Along with an improvement of performance of a semiconductor device, to reduce stray capacitance between interconnections in the semiconductor device and to increase an operation speed of the semiconductor device has been attempted. In order to reduce the stray capacitance between interconnections, a method of employing a material having a low dielectric constant as an interlayer dielectric formed between interconnections of the semiconductor devised is applied for example.
A silicon oxide film (SiO2 film) having a relative dielectric constant on the order of 4 has been employed in the above-mentioned interlayer dielectric. However, recently, an increase in an operating speed of a semiconductor device is sought, with the use of a fluorine-containing silicon oxide film (SiOF film) having a relative dielectric constant on the order of a range of 3 to 3.5.
However, there is a limit to reduce the relative dielectric constant of the above-mentioned SiOF film. To achieve a relative dielectric constant equal to or less than 3 is difficult.

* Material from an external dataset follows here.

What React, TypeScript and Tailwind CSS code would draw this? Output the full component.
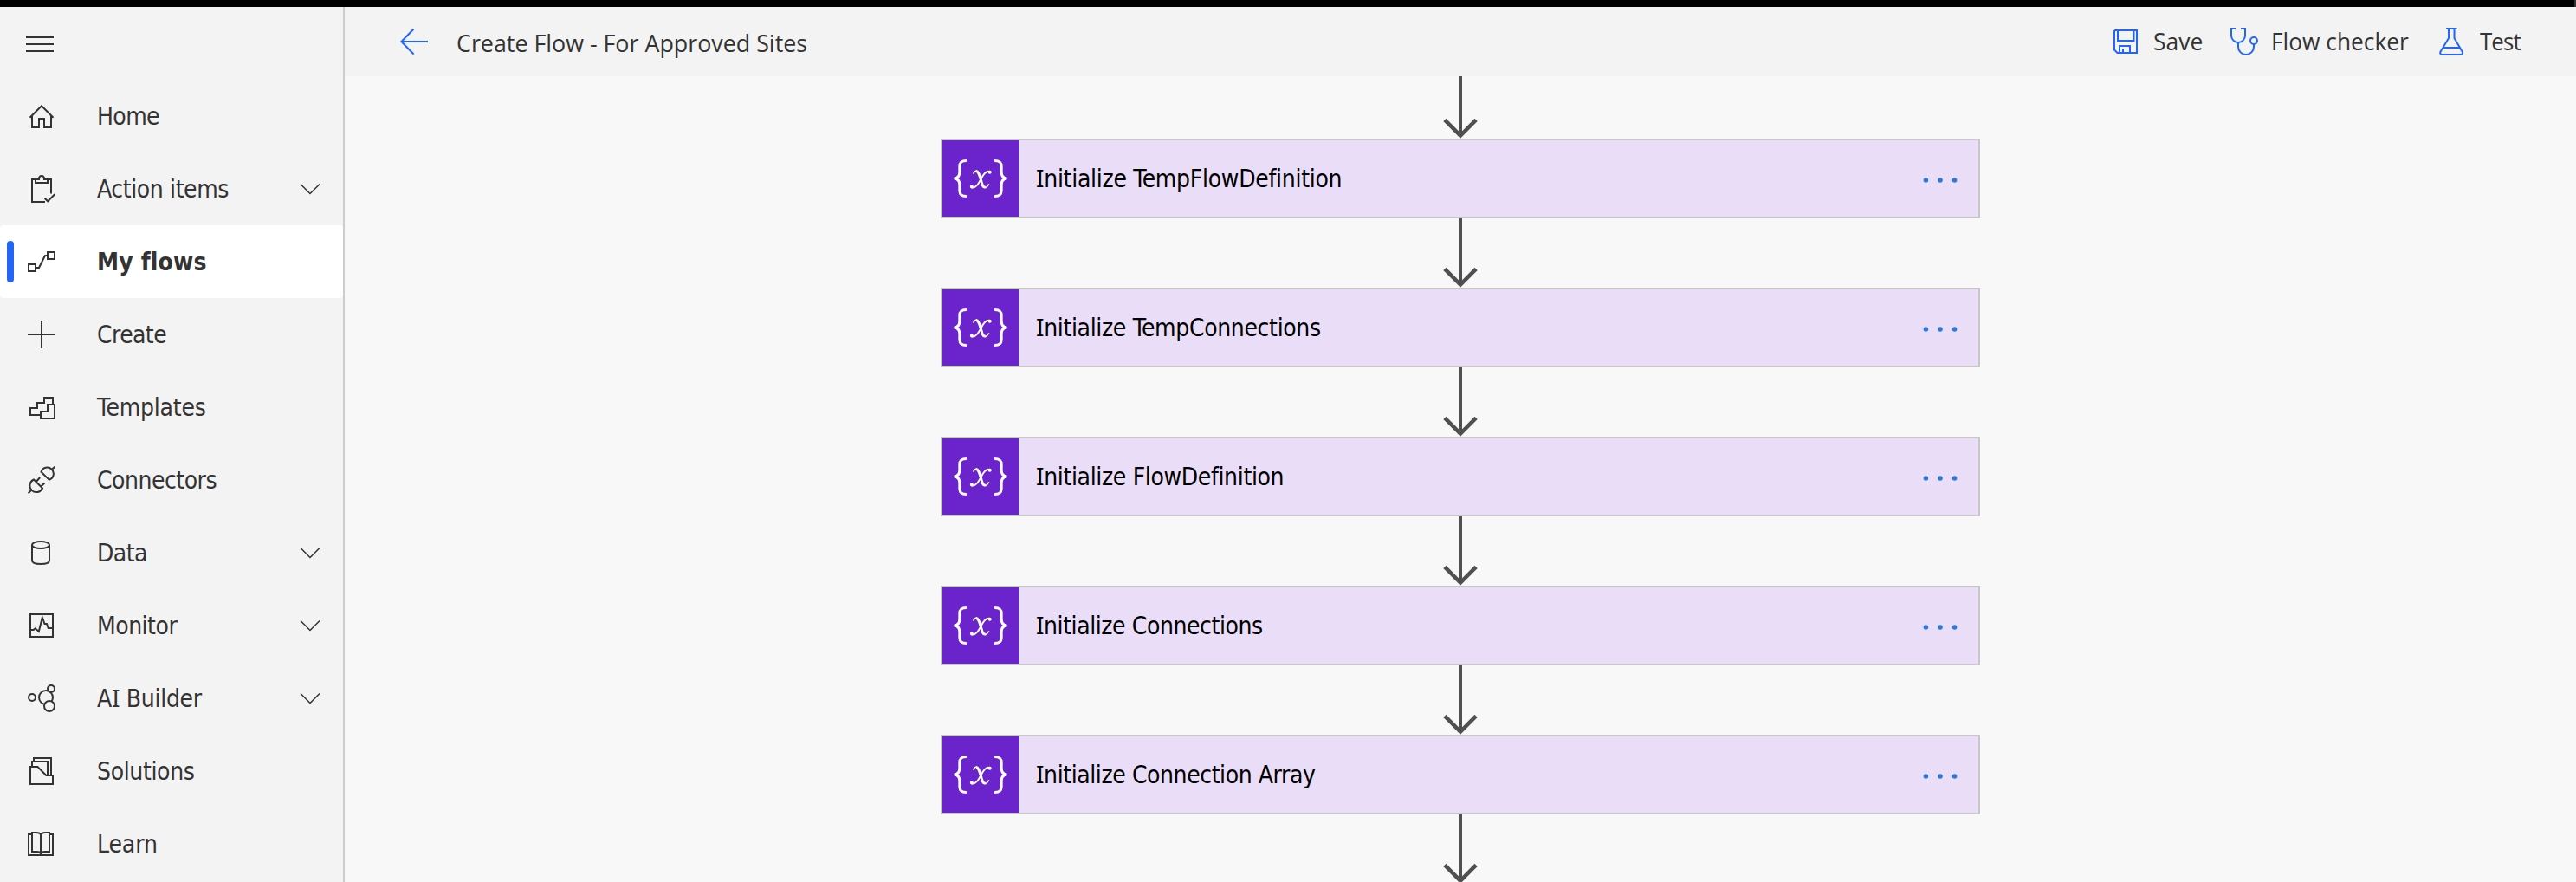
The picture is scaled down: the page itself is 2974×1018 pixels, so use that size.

Various candidates exist for a so-called low dielectric constant interlayer dielectric having a low relative dielectric constant. However, the requirements include not only having a low relative dielectric constant but also having such a mechanical strength that it can be applied in a semiconductor device. This is a reason why a fluorine-containing carbon film (CF film) has taken attention, having a sufficient mechanical strength, and also, having a relative dielectric constant which is on the order of 2 or may be further lowered. Attempts have been made to employ it as a low dielectric constant insulating film of a next generation. [Patent Document] WO99/35684
However, when the above-mentioned fluorine-containing carbon film is applied in a semiconductor device as an interlayer dielectric, a problem exists such that adhesion between the fluorine-containing carbon film and a foundation is low.
FIG. 1(A) through (C) shows an example in which a fluorine-containing carbon film is formed on a silicon nitride film (SiN film). When a fluorine-containing carbon film is applied in a semiconductor device as an interlayer dielectric, in many cases the fluorine-containing carbon film is formed on a SiN film acting as a cap layer of a Cu film which is an interconnection layer of the semiconductor device.
With reference to FIG. 1(A), a SiN film 101 is formed on a to-be-processed substrate not shown. Further, on the SiN film 101, a deposit layer 102, having a very small thickness in comparison to the SiN film 101, made of water, organic matter, natural oxide or such, is formed. The deposit film 102 may be formed as a result of the to-be-processed substrate having the SiN film formed thereon being exposed to the atmosphere for example.
Next, in FIG. 1(B), a fluorine-containing carbon film 103 is formed in a plasma CVD (chemical vapor deposition) method or such.
However, since the deposit layer 102 exists on the SiN layer 101 as mentioned above, there is a case where, as shown in FIG. 1(C), the fluorine-containing carbon film 103 peels from the SiN film 101 together with the deposit layer 102, or the fluorine-containing carbon film 103 peels from the deposit layer 102.
Further, even when such peeling does not occur immediately after the fluorine-containing carbon film 103 is formed, the fluorine-containing carbon film 103 may peel during a process, included in a semiconductor device manufacturing process, such as a thermal processing process applying a thermal stress, a CMP (chemical mechanical polishing) process applying shearing force, or such. To ensure sufficient adhesion between the foundation film and the fluorine-containing carbon film, satisfying such a requirement, is difficult.
In order to ensure the adhesion, a method exists of removing the above-mentioned deposit layer 102, for example, by means of spatter etching in a plasma processing apparatus for example. However, there is a problem that the above-mentioned SiN film 101 acting as a foundation film of the fluorine-containing carbon film may be damaged by ion impact of the spatter etching.
The present invention has an object to provide a fluorine-containing carbon film, solving the above-mentioned problem.
A specific problem to be solved by the present invention is to provide a fluorine-containing carbon film forming method in which no damage is caused to a foundation film of a fluorine-containing carbon film, and adhesion between the fluorine-containing carbon film and the function film is improved.